----- MATERIAL FOR THIS TASK -----

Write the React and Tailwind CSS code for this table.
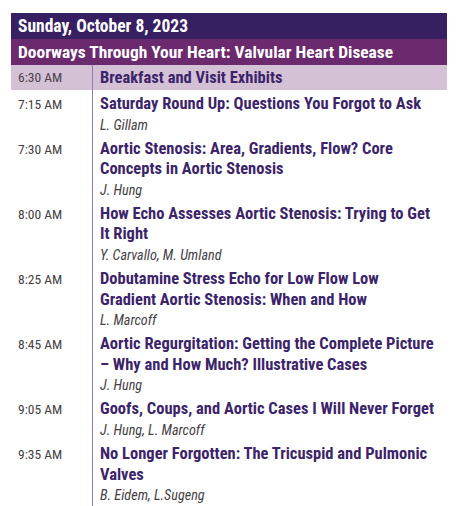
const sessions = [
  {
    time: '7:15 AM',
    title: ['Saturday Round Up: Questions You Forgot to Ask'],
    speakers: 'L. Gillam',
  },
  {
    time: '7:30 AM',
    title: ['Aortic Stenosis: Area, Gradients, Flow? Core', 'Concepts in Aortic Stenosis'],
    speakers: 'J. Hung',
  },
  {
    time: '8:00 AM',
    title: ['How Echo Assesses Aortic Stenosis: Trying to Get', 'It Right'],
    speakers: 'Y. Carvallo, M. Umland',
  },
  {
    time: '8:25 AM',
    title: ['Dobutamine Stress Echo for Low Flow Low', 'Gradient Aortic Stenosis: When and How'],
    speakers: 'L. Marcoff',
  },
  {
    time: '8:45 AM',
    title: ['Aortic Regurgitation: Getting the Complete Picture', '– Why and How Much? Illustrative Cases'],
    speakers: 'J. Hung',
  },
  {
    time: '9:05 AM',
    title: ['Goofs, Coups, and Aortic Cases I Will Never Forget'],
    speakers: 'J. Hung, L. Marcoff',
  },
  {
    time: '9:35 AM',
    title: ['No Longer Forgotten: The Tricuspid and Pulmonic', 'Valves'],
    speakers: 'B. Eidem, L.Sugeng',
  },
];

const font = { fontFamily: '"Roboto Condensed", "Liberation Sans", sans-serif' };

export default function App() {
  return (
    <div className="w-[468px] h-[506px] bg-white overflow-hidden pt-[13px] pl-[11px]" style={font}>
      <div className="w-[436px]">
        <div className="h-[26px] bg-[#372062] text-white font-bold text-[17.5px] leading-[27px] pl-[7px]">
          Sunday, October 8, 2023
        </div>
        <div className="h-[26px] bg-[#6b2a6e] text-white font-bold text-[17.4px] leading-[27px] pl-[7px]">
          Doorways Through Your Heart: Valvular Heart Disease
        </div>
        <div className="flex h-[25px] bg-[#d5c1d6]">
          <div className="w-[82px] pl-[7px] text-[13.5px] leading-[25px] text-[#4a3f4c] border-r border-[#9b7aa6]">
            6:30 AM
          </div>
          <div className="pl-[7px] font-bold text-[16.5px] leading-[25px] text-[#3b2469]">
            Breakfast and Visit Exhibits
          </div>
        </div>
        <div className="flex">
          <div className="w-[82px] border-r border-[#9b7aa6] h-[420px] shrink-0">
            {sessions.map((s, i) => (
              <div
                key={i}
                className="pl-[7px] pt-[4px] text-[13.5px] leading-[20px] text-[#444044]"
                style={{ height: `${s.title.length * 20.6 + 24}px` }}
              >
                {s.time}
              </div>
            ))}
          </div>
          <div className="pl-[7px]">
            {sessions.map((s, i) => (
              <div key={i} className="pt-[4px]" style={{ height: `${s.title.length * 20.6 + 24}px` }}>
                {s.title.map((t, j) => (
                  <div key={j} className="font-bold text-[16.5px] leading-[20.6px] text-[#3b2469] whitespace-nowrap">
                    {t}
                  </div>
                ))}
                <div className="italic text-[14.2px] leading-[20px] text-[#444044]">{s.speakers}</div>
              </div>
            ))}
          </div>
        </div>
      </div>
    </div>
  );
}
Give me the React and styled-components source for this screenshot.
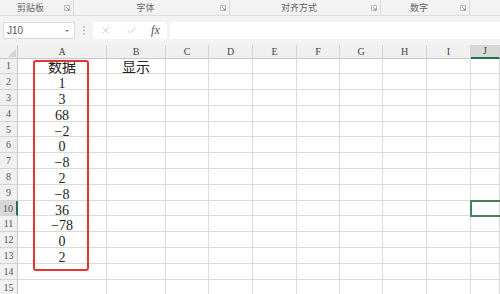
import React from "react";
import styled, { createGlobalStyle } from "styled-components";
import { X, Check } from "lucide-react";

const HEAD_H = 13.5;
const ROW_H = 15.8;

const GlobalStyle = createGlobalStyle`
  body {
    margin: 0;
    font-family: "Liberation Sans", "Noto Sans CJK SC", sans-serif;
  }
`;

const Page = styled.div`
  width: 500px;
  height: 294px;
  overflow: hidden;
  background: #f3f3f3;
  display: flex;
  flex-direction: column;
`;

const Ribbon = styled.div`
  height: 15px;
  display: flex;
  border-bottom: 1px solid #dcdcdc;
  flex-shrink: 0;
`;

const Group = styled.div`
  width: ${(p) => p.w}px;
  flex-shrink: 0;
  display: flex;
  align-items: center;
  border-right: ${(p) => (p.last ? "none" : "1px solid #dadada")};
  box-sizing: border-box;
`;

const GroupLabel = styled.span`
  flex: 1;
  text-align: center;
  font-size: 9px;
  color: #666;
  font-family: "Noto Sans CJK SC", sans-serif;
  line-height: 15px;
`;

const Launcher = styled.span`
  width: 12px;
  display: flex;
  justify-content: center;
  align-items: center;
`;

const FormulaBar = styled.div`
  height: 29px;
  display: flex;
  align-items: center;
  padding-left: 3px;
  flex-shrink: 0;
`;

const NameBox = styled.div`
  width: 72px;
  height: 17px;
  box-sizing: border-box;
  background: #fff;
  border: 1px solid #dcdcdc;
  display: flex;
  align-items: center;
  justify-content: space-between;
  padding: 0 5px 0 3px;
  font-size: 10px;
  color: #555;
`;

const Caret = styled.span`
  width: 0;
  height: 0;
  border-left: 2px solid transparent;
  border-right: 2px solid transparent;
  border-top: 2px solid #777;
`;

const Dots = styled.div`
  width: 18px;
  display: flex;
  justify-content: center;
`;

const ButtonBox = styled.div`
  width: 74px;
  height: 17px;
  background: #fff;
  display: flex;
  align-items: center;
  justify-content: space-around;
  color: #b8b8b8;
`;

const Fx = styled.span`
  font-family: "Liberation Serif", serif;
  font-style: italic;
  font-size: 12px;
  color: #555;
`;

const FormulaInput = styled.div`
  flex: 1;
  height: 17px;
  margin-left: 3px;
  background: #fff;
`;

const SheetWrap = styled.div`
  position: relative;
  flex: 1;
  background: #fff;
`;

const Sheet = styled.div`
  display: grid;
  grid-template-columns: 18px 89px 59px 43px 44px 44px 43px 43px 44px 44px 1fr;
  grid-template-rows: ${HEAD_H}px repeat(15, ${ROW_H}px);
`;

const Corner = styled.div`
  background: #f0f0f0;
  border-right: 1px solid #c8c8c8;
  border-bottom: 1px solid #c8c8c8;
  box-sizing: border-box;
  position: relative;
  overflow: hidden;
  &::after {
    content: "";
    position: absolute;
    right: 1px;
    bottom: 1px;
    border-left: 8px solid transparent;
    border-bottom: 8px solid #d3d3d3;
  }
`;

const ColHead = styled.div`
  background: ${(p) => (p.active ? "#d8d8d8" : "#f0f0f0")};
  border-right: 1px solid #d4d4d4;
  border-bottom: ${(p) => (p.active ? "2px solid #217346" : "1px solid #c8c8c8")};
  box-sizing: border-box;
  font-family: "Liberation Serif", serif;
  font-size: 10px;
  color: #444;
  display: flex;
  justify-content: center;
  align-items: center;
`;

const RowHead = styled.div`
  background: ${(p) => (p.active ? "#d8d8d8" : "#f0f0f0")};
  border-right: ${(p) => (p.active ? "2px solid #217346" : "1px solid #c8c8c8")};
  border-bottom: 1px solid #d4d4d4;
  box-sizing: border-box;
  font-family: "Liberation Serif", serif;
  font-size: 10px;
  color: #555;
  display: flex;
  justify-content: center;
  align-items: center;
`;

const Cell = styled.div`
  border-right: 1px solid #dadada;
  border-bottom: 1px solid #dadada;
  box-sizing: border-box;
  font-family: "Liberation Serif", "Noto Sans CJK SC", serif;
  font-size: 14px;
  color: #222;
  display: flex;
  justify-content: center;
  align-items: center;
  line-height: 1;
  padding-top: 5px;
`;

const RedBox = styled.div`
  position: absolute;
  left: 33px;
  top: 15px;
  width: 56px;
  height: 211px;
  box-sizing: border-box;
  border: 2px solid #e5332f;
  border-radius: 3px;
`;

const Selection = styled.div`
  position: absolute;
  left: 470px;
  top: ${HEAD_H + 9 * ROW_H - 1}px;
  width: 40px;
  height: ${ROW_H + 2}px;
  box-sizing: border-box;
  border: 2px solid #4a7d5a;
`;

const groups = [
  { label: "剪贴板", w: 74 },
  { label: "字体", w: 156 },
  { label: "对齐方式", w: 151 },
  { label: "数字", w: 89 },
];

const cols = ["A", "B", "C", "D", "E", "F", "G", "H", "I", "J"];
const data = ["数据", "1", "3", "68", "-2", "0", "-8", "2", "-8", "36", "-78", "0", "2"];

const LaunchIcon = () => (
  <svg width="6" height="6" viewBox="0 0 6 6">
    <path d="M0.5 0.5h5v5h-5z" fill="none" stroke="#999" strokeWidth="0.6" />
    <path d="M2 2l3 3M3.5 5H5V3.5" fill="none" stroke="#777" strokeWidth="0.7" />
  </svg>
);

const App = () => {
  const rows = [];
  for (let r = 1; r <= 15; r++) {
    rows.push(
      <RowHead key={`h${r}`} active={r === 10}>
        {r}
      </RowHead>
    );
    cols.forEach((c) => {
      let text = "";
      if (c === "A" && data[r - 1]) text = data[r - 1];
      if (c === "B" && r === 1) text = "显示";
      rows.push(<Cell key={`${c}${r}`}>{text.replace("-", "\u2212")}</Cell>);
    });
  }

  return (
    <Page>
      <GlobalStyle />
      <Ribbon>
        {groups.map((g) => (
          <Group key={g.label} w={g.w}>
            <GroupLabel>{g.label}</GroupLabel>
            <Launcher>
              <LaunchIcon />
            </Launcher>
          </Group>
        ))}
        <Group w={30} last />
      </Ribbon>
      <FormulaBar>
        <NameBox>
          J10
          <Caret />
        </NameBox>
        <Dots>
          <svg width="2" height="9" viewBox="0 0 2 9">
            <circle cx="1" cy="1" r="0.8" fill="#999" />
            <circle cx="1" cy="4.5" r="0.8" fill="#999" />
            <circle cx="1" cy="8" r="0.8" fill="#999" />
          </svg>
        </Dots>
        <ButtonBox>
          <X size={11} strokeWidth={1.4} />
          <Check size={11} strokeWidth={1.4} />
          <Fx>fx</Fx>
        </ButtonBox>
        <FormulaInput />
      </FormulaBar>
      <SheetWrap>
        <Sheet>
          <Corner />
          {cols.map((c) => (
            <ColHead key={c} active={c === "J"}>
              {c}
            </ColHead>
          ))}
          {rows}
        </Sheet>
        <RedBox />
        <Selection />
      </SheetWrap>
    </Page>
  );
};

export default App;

-----

Transcribe only the lines above that start at the line containing "Give me the" and end at the line containing "const ROW_H = 15.8;". Omit pictures.

▸ TASK ANSWER:
Give me the React and styled-components source for this screenshot.
import React from "react";
import styled, { createGlobalStyle } from "styled-components";
import { X, Check } from "lucide-react";

const HEAD_H = 13.5;
const ROW_H = 15.8;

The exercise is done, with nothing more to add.